It's going to cross back into the Atlantic remaining as a hurricane at this rate; incredible stuff. Very lucky to this point that it's missed populated areas on the coast.
The one time someone has perfect conditions to record that and then they record it portrait and upload it in 360p :cries:
Yep, was thinking that too! Its incredibly rare to get good quality genuine stadium effect video on the ground at ground zero inside a storm. Normally the reserve of the hurricane hunter aircraft.
Unfortunately, it didn't. The destruction in and around Panama City looks devastating.
Remarkable video of it just demolishing buildings here:
Some horrendous damage being shown on weather channel right now from Panama City, looks like a few embedded tornadoes ripped through there
The gauges at one of the air force bases recorded winds of 130mph before they broke.
How come Hurricanes are never portrayed as such on the bog standard GFS runs? Looking at the N.America view and Michael is measly when compared to big atlantic storms.
Is it a resolution/pressure thing or something else?
Size basically. The most destructive wind-field of a hurricane along with the associated pressure changes represented by tightly packed isobars might be only 20 or 30 miles across (the eye wall) while a similar wind-field of a mid-latitude depression may extend for a couple of hundred miles or more. This is why on a continental sized model chart you see them as tiny features. Here is tomorrow's ECM. Callum to the NW of Ireland with Leslie down at the bottom. Leslie looks insignificant on that chart, but the NHC is predicting winds of 85 mph for it.
It's got a lot to do with the projection of the map. The further polewars from the equator you go the larger more distorted area becomes. Draw a horizontal line 1110 km (10 degrees) long on both the 10 ° and 70 ° lines of latitude and you'll find that the 70 ° line appears much longer on the map. If a hurricane is 10 degrees wide it will therefore appear much smaller than one of our storms 10 degrees wide.
Allowing for the distortions of a Mercator projection, many tropical cyclones would still appear somewhat smaller than our mid latitude systems. Systems like Tracey and Marco (2008) would be pretty small if represented on a Mercator based chart at our latitudes. Then again Tip would be pretty big......
The GFS currently has Leslie making a landfall in southern Portugal on Saturday night into Sunday morning (at tropical storm intensity, possibly extra-tropical, at that point), about 50 miles south of Lisbon. The model has been wavering between that kind of track and a loop back to the west for yet another tour of the North Atlantic but it seems that the rapid progress of Michael is locking in the ridge between the two systems and pushing Leslie on to the east. The same model run (12z) takes Michael rather harmlessly south of Ireland on Sunday night and into the Biscay region where it is supposed to disintegrate with remnants reaching the north coast of Spain. Meanwhile what is left of Leslie would cross southern Spain and die out in the western Med.
A frontal system expected in Ireland by late Monday is from a separate weather system that moved into the Atlantic from northeast Canada and Greenland.

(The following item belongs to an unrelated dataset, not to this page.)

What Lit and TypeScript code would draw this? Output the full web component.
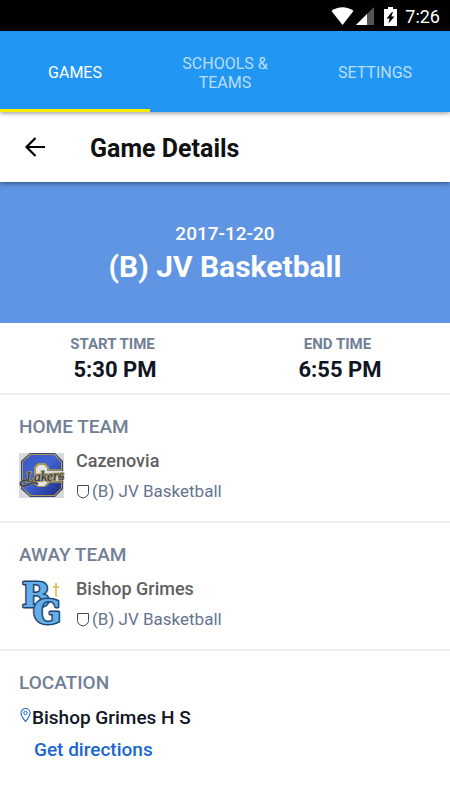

Mexico Beach, Florida was badly impacted with some terrible consequences for the area as well as Panama City. Evacuations were obviously extremely important and though there was a shorter lead in time with an intensity increase coming towards landfall, there was time for people to take advice. The death toll is 12 so far with searches continuing in the harder to reach parts.
Hurricanes can be upgraded in category based on the destruction they do. If the destruction is at Cat 5 level then Michael could get upgraded as having been a cat 5 at landfall.
Hurricane Andrew was upgraded to a category 5 hurricane 10 years after it had hit Florida.